This time the action moves forward several decades to 1941, with England under the kosh of the blitz. With London serving as the Luftwaffe's number one target, children are being evacuated from the capital to safer rural areas, and sensitive young London teacher Eve (Fox) is assigned the task, along with her cold-hearted older cohort Jean (McCrory), of relocating a group of children to a small village on the coast. Turns out their new home happens to be Eel Marsh House, the decrepit mist cloaked site of the events of the previous movie, and home to the title spook herself.
The WWII setting adds an interesting element, with the mandatory wartime blackout serving as an excuse for the film to be constantly shrouded in darkness. The early scenes make good use of this conceit, with a wonderfully atmospheric bus ride through narrow country lanes flanked by creepily deformed trees. The arrival at Eel Marsh House promises much in terms of creeping dread, but once the assembled characters close its creaky door behind them, the movie begins a rapid downhill descent into post J-Horror cattleprod cinema cliché.
Director Tom Harper and screenwriter Jon Croker (a novelisation released earlier this year was adapted from an early screenplay of Croker's, as opposed to this being a filmic adaptation of that publication) deliver a highly derivative piece of work. The central premise of orphaned children owes much to the Iberian horrors The Orphanage and The Devil's Backbone, while Eve's many dream sequences bear more than a passing resemblance to the Silent Hill games and movies, demonic nurses et al. The fantastic location could be straight out of a movie starring Peter Cushing or Christopher Lee, but the film's noisy approach owes more to the crash bang wallop films of James Wan than the brooding gothic classics of James Carreras, polluted by poorly telegraphed cheap jump scares and sub Elm Street dream imagery. Too many of the film's sequences revolve around a character going for a late night stroll, usually punctuated by the revelation that they are in fact dreaming.

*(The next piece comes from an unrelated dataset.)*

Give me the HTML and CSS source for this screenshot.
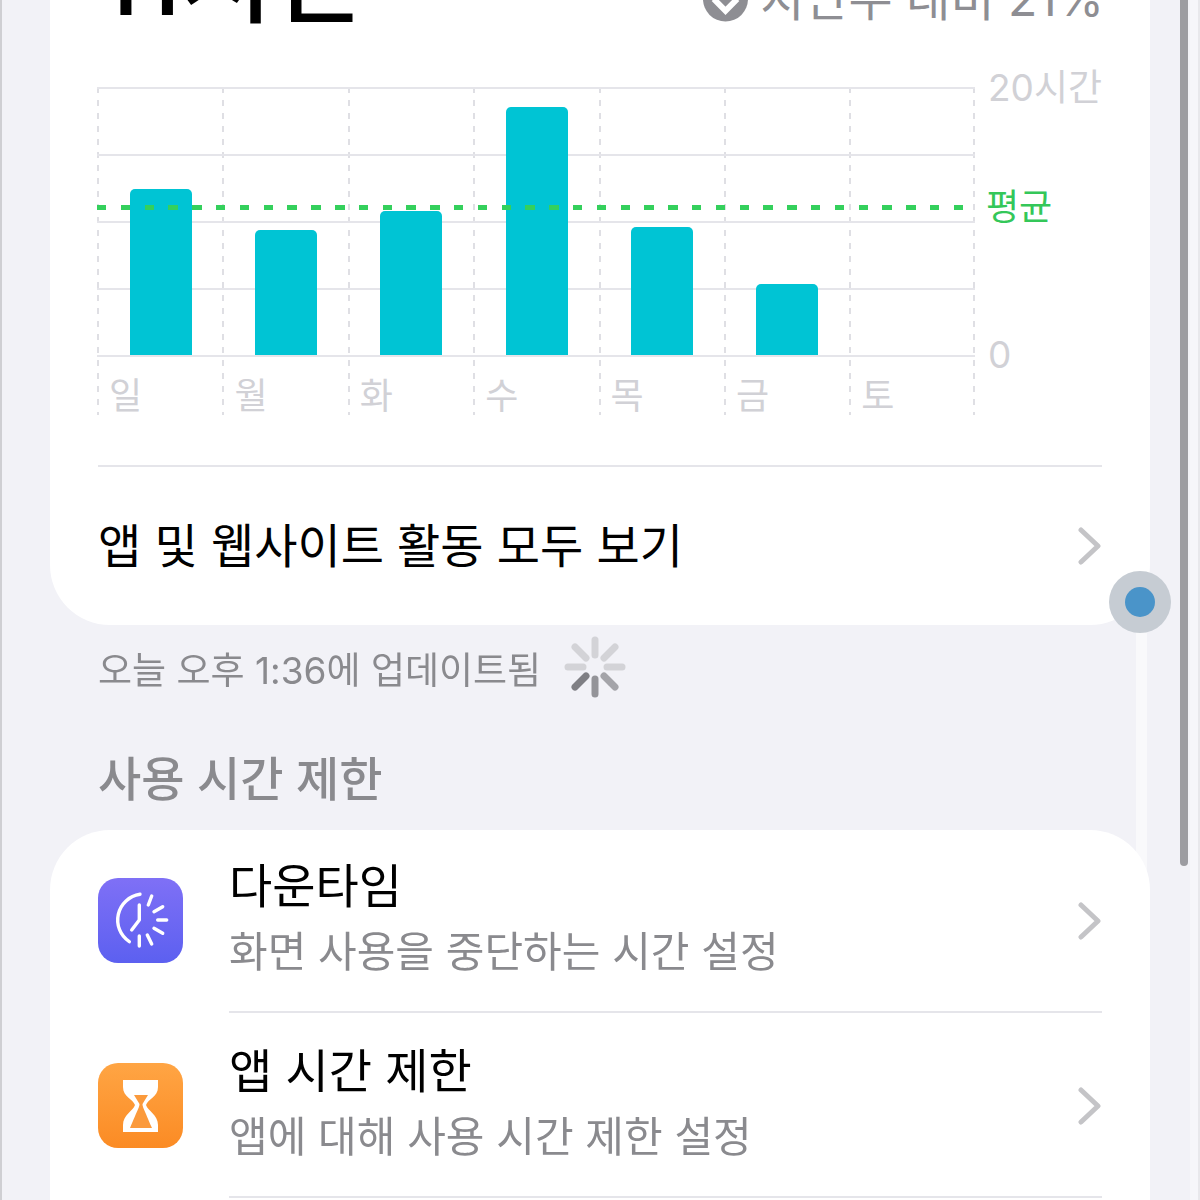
FILE: index.html
```html
<!DOCTYPE html>
<html lang="ko">
<head>
  <meta charset="UTF-8" />
  <title>스크린 타임</title>
  <link rel="stylesheet" href="styles.css">
</head>
<body>

  <div class="page">
    <!-- 주간 활동 카드 -->
    <section class="card card-top">
      <div class="summary">
        <h1 class="total">11시간</h1>
        <div class="compare">
          <svg class="compare-icon" width="45" height="46" viewBox="0 0 46 46">
            <circle cx="23" cy="23" r="23" fill="#8e8e93" />
            <path d="M11 23 L23 35 L35 23" fill="none" stroke="#fff" stroke-width="6" />
          </svg>
          <span>지난주 대비 21%</span>
        </div>
      </div>

      <div class="chart">
        <div class="plot">
          <div class="col"><div class="area"><div class="bar" style="height:166px"></div></div><span class="day">일</span></div>
          <div class="col"><div class="area"><div class="bar" style="height:125px"></div></div><span class="day">월</span></div>
          <div class="col"><div class="area"><div class="bar" style="height:144px"></div></div><span class="day">화</span></div>
          <div class="col"><div class="area"><div class="bar" style="height:248px"></div></div><span class="day">수</span></div>
          <div class="col"><div class="area"><div class="bar" style="height:128px"></div></div><span class="day">목</span></div>
          <div class="col"><div class="area"><div class="bar" style="height:71px"></div></div><span class="day">금</span></div>
          <div class="col col-last"><div class="area"></div><span class="day">토</span></div>
          <div class="avg-line"></div>
        </div>
        <div class="scale">
          <span class="scale-max">20시간</span>
          <span class="scale-avg">평균</span>
          <span class="scale-min">0</span>
        </div>
      </div>

      <a class="more">
        <span>앱 및 웹사이트 활동 모두 보기</span>
        <svg class="chevron" width="24" height="38" viewBox="0 0 24 38"><path d="M3 3 L20 19 L3 35" /></svg>
      </a>
    </section>

    <div class="updated">
      <span class="updated-text">오늘 오후 1:36에 업데이트됨</span>
      <svg class="spinner" width="62" height="62" viewBox="-31 -31 62 62">
        <g stroke-width="7" stroke-linecap="round">
          <line y1="-12" y2="-27" stroke="#d3d3d7" />
          <line x1="9" y1="-9" x2="20" y2="-20" stroke="#d3d3d7" />
          <line x1="12" x2="27" stroke="#d3d3d7" />
          <line x1="9" y1="9" x2="20" y2="20" stroke="#a4a4a9" />
          <line y1="12" y2="27" stroke="#949499" />
          <line x1="-9" y1="9" x2="-20" y2="20" stroke="#7f7f84" />
          <line x1="-12" x2="-27" stroke="#d3d3d7" />
          <line x1="-9" y1="-9" x2="-20" y2="-20" stroke="#d3d3d7" />
        </g>
      </svg>
    </div>

    <h2 class="section-title">사용 시간 제한</h2>

    <!-- 사용 시간 제한 목록 -->
    <section class="card card-list">
      <div class="item">
        <svg class="app-icon" width="85" height="85" viewBox="0 0 85 85">
          <defs>
            <linearGradient id="purple" x1="0" y1="0" x2="0" y2="1">
              <stop offset="0" stop-color="#7f70f6" />
              <stop offset="1" stop-color="#5c60f0" />
            </linearGradient>
          </defs>
          <rect width="85" height="85" rx="20" fill="url(#purple)" />
          <g fill="none" stroke="#fff" stroke-width="3.4" stroke-linecap="round" stroke-linejoin="round">
            <path d="M42 16.3 A26 26 0 0 0 31.3 63.7" />
            <path d="M41.3 27 V42 L33.7 52" />
            <path d="M53.7 18 L50.3 27 M64.7 28.7 L56 33.7 M68.7 42 H59.7 M64.7 55.3 L56 50.3 M53.7 66 L49.3 57 M41.3 68 V58" />
          </g>
        </svg>
        <div class="item-text">
          <div class="item-title">다운타임</div>
          <div class="item-sub">화면 사용을 중단하는 시간 설정</div>
        </div>
        <svg class="chevron" width="24" height="38" viewBox="0 0 24 38"><path d="M3 3 L20 19 L3 35" /></svg>
      </div>

      <div class="item">
        <svg class="app-icon" width="85" height="85" viewBox="0 0 85 85">
          <defs>
            <linearGradient id="orange" x1="0" y1="0" x2="0" y2="1">
              <stop offset="0" stop-color="#ffa544" />
              <stop offset="1" stop-color="#fb8b24" />
            </linearGradient>
          </defs>
          <rect width="85" height="85" rx="20" fill="url(#orange)" />
          <path fill="#fff" d="M25 17 H60 V24 C60 34 50 36 48 42 C50 48 60 52 60 62 V69 H25 V62 C25 52 35 48 37 42 C35 36 25 34 25 24 Z" />
          <path fill="#fb9a3c" d="M36 32 H50 L44.5 41 C44.5 44 46 46 54 65 H32 C40 46 41.5 44 41.5 41 Z" />
        </svg>
        <div class="item-text">
          <div class="item-title">앱 시간 제한</div>
          <div class="item-sub">앱에 대해 사용 시간 제한 설정</div>
        </div>
        <svg class="chevron" width="24" height="38" viewBox="0 0 24 38"><path d="M3 3 L20 19 L3 35" /></svg>
      </div>
    </section>
  </div>

  <!-- 화면 위에 겹쳐진 요소 -->
  <div class="edge-left"></div>
  <div class="edge-right"></div>
  <div class="track"></div>
  <div class="scrubber"><div class="scrubber-dot"></div></div>
  <div class="scrollbar"></div>

</body>
</html>
```

FILE: styles.css
```css
* {
  box-sizing: border-box;
}

html, body {
  margin: 0;
  height: 1200px;
  overflow: hidden;
}

body {
  font-family: Inter, "Noto Sans CJK KR", sans-serif;
  background: #f2f2f7;
  color: #000;
  position: relative;
}

.page {
  height: 1200px;
  overflow: hidden;
  filter: blur(0.6px);
}

.card {
  background: #fff;
  margin: 0 50px;
  padding: 0 48px;
}

.card-top {
  margin-top: -100px;
  height: 725px;
  border-radius: 0 0 60px 60px;
}

.summary {
  height: 187px;
  display: flex;
  justify-content: space-between;
  align-items: flex-start;
  padding-top: 36px;
}

.total {
  margin: -5px 0 0 0;
  font-size: 100px;
  font-weight: 500;
  line-height: 96px;
}

.compare {
  display: flex;
  align-items: center;
  gap: 12px;
  margin: 33px -2px 0 0;
  font-size: 48px;
  line-height: 60px;
  color: #8e8e93;
}

.chart {
  display: flex;
  height: 328px;
}

.plot {
  position: relative;
  display: flex;
  width: 878px;
  height: 328px;
  margin-left: -1px;
}

.col {
  width: 125.4px;
  height: 328px;
  display: flex;
  flex-direction: column;
  background: repeating-linear-gradient(to bottom, #dfdfe4 0 6px, transparent 6px 13px) left top / 2px 100% no-repeat;
}

.col-last {
  background:
    repeating-linear-gradient(to bottom, #dfdfe4 0 6px, transparent 6px 13px) left top / 2px 100% no-repeat,
    repeating-linear-gradient(to bottom, #dfdfe4 0 6px, transparent 6px 13px) right top / 2px 100% no-repeat;
}

.area {
  flex: none;
  height: 270px;
  padding-left: 32.5px;
  display: flex;
  align-items: flex-end;
  background: repeating-linear-gradient(to bottom, #e5e5ea 0 2px, transparent 2px 67px);
}

.bar {
  width: 62px;
  margin-bottom: 2px;
  background: #00c4d4;
  border-radius: 5px 5px 0 0;
}

.day {
  margin: 14px 0 0 12px;
  font-size: 36px;
  line-height: 50px;
  color: #d1d1d6;
}

.avg-line {
  position: absolute;
  left: 0;
  top: 118px;
  width: 866px;
  height: 5px;
  background: repeating-linear-gradient(to right, #34d05c 0 9.5px, transparent 9.5px 23.8px);
}

.scale {
  position: relative;
  flex: 1;
  font-size: 37px;
  color: #d1d1d6;
}

.scale span {
  position: absolute;
  left: 13px;
  line-height: 50px;
  white-space: nowrap;
}

.scale-max {
  top: -24px;
}

.scale span.scale-avg {
  left: 11px;
  top: 95px;
  color: #34c759;
  font-size: 36px;
}

.scale-min {
  top: 243px;
}

.more {
  margin-top: 50px;
  border-top: 2px solid #e5e5ea;
  height: 160px;
  display: flex;
  align-items: center;
  justify-content: space-between;
  font-size: 47px;
  line-height: 60px;
}

.chevron {
  flex: none;
}

.chevron path {
  fill: none;
  stroke: #c4c4c7;
  stroke-width: 5;
  stroke-linecap: round;
  stroke-linejoin: round;
}

.updated {
  display: flex;
  align-items: center;
  gap: 23px;
  height: 84px;
  margin: 0 98px;
  font-size: 37px;
  color: #8a8a8e;
}

.updated-text {
  padding-top: 2px;
}

.spinner {
  margin-top: -1px;
}

.section-title {
  margin: 40px 98px 0;
  font-size: 47px;
  font-weight: 500;
  line-height: 60px;
  color: #8a8a8e;
}

.card-list {
  display: flow-root;
  margin-top: 21px;
  height: 500px;
  border-radius: 60px 60px 0 0;
}

.item {
  display: flex;
  align-items: center;
  height: 185px;
  position: relative;
}

.item:first-child {
  margin-top: -2px;
}

.item::after {
  content: "";
  position: absolute;
  left: 131px;
  right: 0;
  bottom: 0;
  height: 2px;
  background: #e5e5ea;
}

.app-icon {
  flex: none;
}

.item-text {
  flex: 1;
  margin-left: 46px;
  padding-bottom: 4px;
}

.item-title {
  font-size: 47px;
  line-height: 66px;
}

.item-sub {
  font-size: 42px;
  line-height: 66px;
  color: #8a8a8e;
}

.edge-left {
  position: absolute;
  left: 0;
  top: 0;
  width: 2px;
  height: 1200px;
  background: #cfcfd3;
}

.edge-right {
  position: absolute;
  left: 1190px;
  top: 0;
  width: 10px;
  height: 1200px;
  background: #f6f6fa;
  border-right: 2px solid #e8e8ec;
}

.track {
  position: absolute;
  left: 1136px;
  top: 630px;
  width: 11px;
  height: 250px;
  background: rgba(255, 255, 255, 0.5);
}

.scrubber {
  position: absolute;
  left: 1109px;
  top: 571px;
  width: 62px;
  height: 62px;
  border-radius: 50%;
  background: #c6ccd3;
  display: flex;
  align-items: center;
  justify-content: center;
}

.scrubber-dot {
  width: 30px;
  height: 30px;
  border-radius: 50%;
  background: #4a94c9;
}

.scrollbar {
  position: absolute;
  left: 1180px;
  top: 0;
  width: 8px;
  height: 866px;
  border-radius: 0 0 4px 4px;
  background: #9c9ca1;
}
```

With Universal recently drawing the ire of horror fans by announcing their intent to reboot the classic monsters that made the studio's name as a series of superhero inspired action movies, now would be the ideal time for Hammer to return to their roots and deliver the no nonsense treatments of Dracula, Frankenstein, The Wolfman and friends that genre fans are crying out for. With each release, however, Hammer seem more and more intent on distancing themselves from their heritage.